(CNN) - Joseph James DeAngelo, the suspected Golden State Killer, was charged Thursday with four additional counts of murder, according to Santa Barbara County District Attorney Joyce Dudley.
Authorities have said they believe the Golden State Killer was responsible for killing a dozen people and for at least 50 rapes in 10 counties in California between 1976 and 1986.
DeAngelo, 72, who was arrested last month, was previously charged with eight slayings, including four in Orange County, two in Ventura County and two in Sacramento County. He has not yet entered a plea.
Prosecutors say each count of first-degree murder charges in Santa Barbara County comes with special circumstances and carries a maximum sentence of life in prison without the possibility of parole or the death sentence.
DeAngelo is accused of killing Debra Alexandria Manning on December 30, 1979, while committing a rape and a burglary, according to the new charges. He is also accused of killing Robert Offerman that same day while committing a burglary, according to the complaint.
DeAngelo is also charged with killing Cheri Domingo while committing a rape and a burglary and killing Greg Sanchez while committing a burglary -- both on July 27, 1981, according to the complaint.
Killings shook communities
"Violent cold cases never grow cold for victims or their loved ones," Dudley told reporters. "In fact, most of them spend their lives feverishly seeking answers and desperately hoping for justice."
DeAngelo's attorney Diane Howard said Thursday she was aware of the additional charges and added that they had been expected.

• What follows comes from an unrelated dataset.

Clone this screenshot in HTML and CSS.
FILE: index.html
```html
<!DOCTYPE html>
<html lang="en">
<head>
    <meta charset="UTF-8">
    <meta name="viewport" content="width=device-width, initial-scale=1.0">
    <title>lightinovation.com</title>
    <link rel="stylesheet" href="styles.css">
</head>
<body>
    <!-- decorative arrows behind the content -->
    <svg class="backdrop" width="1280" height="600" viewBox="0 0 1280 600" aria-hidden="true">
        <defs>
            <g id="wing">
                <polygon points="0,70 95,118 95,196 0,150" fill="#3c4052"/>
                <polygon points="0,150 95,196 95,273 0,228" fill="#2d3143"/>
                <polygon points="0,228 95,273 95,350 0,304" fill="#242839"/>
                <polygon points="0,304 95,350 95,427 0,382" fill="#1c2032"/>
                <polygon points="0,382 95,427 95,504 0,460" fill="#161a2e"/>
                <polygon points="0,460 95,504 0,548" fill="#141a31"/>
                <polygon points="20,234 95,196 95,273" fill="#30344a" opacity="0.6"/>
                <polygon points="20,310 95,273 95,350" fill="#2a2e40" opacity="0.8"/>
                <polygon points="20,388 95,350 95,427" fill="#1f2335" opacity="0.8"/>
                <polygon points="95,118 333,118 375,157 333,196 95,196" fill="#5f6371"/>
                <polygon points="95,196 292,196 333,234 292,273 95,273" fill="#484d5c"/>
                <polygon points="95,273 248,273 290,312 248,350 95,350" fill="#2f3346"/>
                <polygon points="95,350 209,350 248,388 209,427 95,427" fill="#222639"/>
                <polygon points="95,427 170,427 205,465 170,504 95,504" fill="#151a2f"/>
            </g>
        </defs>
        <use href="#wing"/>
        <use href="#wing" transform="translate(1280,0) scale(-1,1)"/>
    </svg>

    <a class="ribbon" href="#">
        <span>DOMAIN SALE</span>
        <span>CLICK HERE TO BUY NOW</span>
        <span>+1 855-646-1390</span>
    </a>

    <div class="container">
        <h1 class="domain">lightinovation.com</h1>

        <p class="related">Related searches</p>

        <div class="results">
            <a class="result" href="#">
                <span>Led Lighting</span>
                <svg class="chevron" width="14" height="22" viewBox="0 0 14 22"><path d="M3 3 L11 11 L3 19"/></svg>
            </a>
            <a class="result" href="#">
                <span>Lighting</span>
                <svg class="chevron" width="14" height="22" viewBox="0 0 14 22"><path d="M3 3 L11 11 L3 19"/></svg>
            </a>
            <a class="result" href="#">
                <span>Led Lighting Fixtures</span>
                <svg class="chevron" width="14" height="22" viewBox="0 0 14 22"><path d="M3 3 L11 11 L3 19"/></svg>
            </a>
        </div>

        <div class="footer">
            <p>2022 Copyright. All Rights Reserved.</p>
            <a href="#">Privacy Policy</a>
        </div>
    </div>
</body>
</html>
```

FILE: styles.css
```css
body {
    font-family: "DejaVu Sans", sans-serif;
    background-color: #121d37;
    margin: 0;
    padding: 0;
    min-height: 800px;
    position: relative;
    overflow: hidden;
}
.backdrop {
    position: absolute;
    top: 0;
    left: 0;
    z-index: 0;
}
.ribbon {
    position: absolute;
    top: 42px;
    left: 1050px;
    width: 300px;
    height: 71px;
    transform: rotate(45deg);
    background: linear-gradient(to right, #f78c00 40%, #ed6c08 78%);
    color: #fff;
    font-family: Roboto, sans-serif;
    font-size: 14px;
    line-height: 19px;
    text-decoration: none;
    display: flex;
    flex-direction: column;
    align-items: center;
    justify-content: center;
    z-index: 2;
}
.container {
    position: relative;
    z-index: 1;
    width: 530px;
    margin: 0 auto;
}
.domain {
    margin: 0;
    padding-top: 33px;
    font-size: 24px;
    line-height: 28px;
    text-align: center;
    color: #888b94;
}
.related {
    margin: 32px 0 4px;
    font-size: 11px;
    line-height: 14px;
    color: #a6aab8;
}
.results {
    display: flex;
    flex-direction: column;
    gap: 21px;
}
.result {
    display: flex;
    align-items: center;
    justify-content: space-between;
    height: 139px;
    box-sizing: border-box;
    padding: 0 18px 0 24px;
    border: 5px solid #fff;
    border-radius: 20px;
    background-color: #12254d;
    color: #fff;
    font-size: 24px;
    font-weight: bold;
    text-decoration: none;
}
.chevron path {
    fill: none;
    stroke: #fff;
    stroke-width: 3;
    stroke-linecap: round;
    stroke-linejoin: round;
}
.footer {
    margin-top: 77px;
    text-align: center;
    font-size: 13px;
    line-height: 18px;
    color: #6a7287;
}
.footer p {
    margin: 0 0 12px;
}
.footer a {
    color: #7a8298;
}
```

In recent years, there was renewed interest in the case. This year, a book and a series from HLN were released, in the hopes of shedding more light on the case.
Decades after the killings terrified communities throughout California, authorities tracked down the suspect by comparing genetic profiles from genealogy websites to crime scene DNA, according to investigators.
DNA from a crime scene was matched to genetic material from a relative who was registered on genealogy sites, and authorities later obtained a discarded sample of DeAngelo's DNA.
DeAngelo, a former police officer, Vietnam veteran and a mechanic, was a reclusive neighbor in Citrus Heights, a town about 16 miles northeast of Sacramento, according to residents.
He was being held in the Sacramento County Main Jail medical unit Thursday, Howard said.
"I'm not going to elaborate on why he's there -- his physical or mental state."
DeAngelo is scheduled to appear in a Sacramento County courtroom next week.
"I don't think he'll enter a plea yet," Howard said.